Oleksandr Shevchenko edited comment on YARN-7998 at 3/5/18 11:32 AM:
---------------------------------------------------------------------

RM failed with NPE during failover if FairScheduler configurations were changed.

An application was not finished yet, so, application final state = null and also, the last app attempt doesn't have the final state too.

2018-02-28 15:50:51,576 INFO org.apache.hadoop.yarn.server.resourcemanager.rmapp.RMAppImpl: Recovering app: application_1517497680557_565955 *with 2 attempts and final state = null*
2018-02-28 15:50:54,761 INFO org.apache.hadoop.yarn.server.resourcemanager.rmapp.attempt.RMAppAttemptImpl: Recovering attempt: appattempt_1517497680557_565955_000001 with *final state: FAILED*
2018-02-28 15:50:54,766 INFO org.apache.hadoop.yarn.server.resourcemanager.rmapp.attempt.RMAppAttemptImpl: Recovering attempt: appattempt_1517497680557_565955_000002 with *final state: null*

In my case, an *ACL configuration in fair-scheduler.xml was changed* as a result we no longer have a rights to submit this application.

In FairScheduler#addApplication() we skip it application.
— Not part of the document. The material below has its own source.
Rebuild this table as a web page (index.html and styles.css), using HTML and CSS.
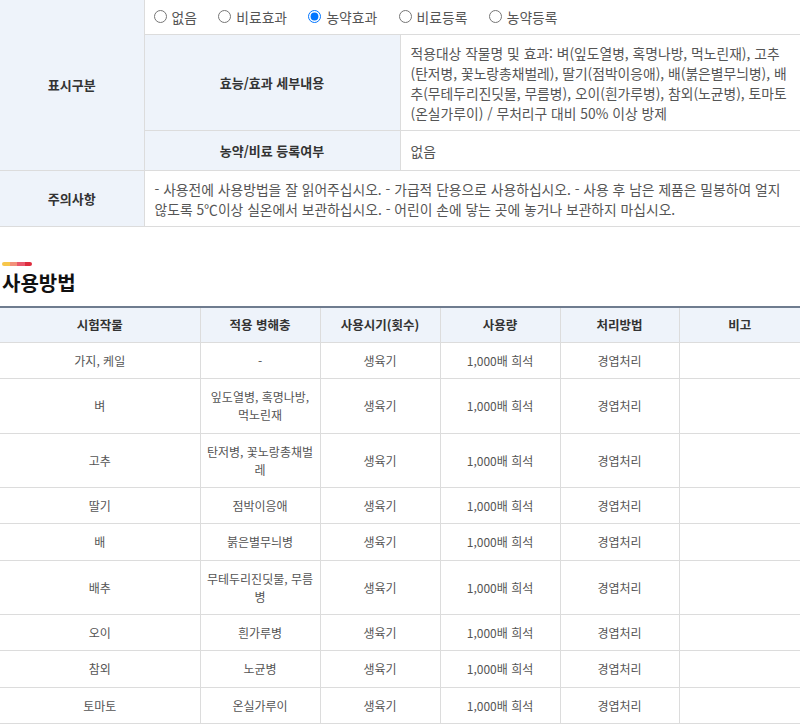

We do not add this application to the scheduler application map and send event APP_REJECTED to go an application to the state FAILED.
{code:java}
if (!queue.hasAccess(QueueACL.SUBMIT_APPLICATIONS, userUgi) && !queue
    .hasAccess(QueueACL.ADMINISTER_QUEUE, userUgi)) {
  String msg = "User " + userUgi.getUserName()
      + " cannot submit applications to queue " + queue.getName()
      + "(requested queuename is " + queueName + ")";
  LOG.info(msg);
  rmContext.getDispatcher().getEventHandler().handle(
      new RMAppEvent(applicationId, RMAppEventType.APP_REJECTED, msg));
  return;
} 
{code}
Then we try to recovery app attempts. When we try to recovery the last app attempt we should check the final state of attempt and the final state of the application (See RMAppAttemptImpl#transition()). As I said before, application final state = null and also, the last app attempt doesn't have the final state too. So, we check RM app current state in method "isAppInFinalState".
{code:java}
public static boolean isAppInFinalState(RMApp rmApp) {
  RMAppState appState = ((RMAppImpl) rmApp).getRecoveredFinalState();
  if (appState == null) {
    appState = rmApp.getState();
  }
  return appState == RMAppState.FAILED || appState == RMAppState.FINISHED
      || appState == RMAppState.KILLED;
}
{code}
For now, the *current state of the application is NEW because the APP_REJECTED event has not been processed yet* as was described by Gergo Repas. *This lead to the wrong decision to recover attempt*. We try to get a user of the application in FairScheduler#addApplicationAttempt and get NPE because the application nod found in the scheduler.
{code:java}
SchedulerApplication<FSAppAttempt> application = applications.get(
    applicationAttemptId.getApplicationId());
String user = application.getUser();
FSLeafQueue queue = (FSLeafQueue) application.getQueue(); //NPE
{code}
java.lang.NullPointerException
at org.apache.hadoop.yarn.server.resourcemanager.scheduler.fair.FairScheduler.addApplicationAttempt(FairScheduler.java:740)
at org.apache.hadoop.yarn.server.resourcemanager.scheduler.fair.FairScheduler.handle(FairScheduler.java:1327)
at org.apache.hadoop.yarn.server.resourcemanager.scheduler.fair.FairScheduler.handle(FairScheduler.java:117)
at org.apache.hadoop.yarn.server.resourcemanager.rmapp.attempt.RMAppAttemptImpl$AttemptRecoveredTransition.transition(RMAppAttemptImpl.java:1100)
at org.apache.hadoop.yarn.server.resourcemanager.rmapp.attempt.RMAppAttemptImpl$AttemptRecoveredTransition.transition(RMAppAttemptImpl.java:1046)

 

*Ideally, we should process APP_REJECTED event before we try to recovery attempts.* But for now, I didn't find an easy way to do that.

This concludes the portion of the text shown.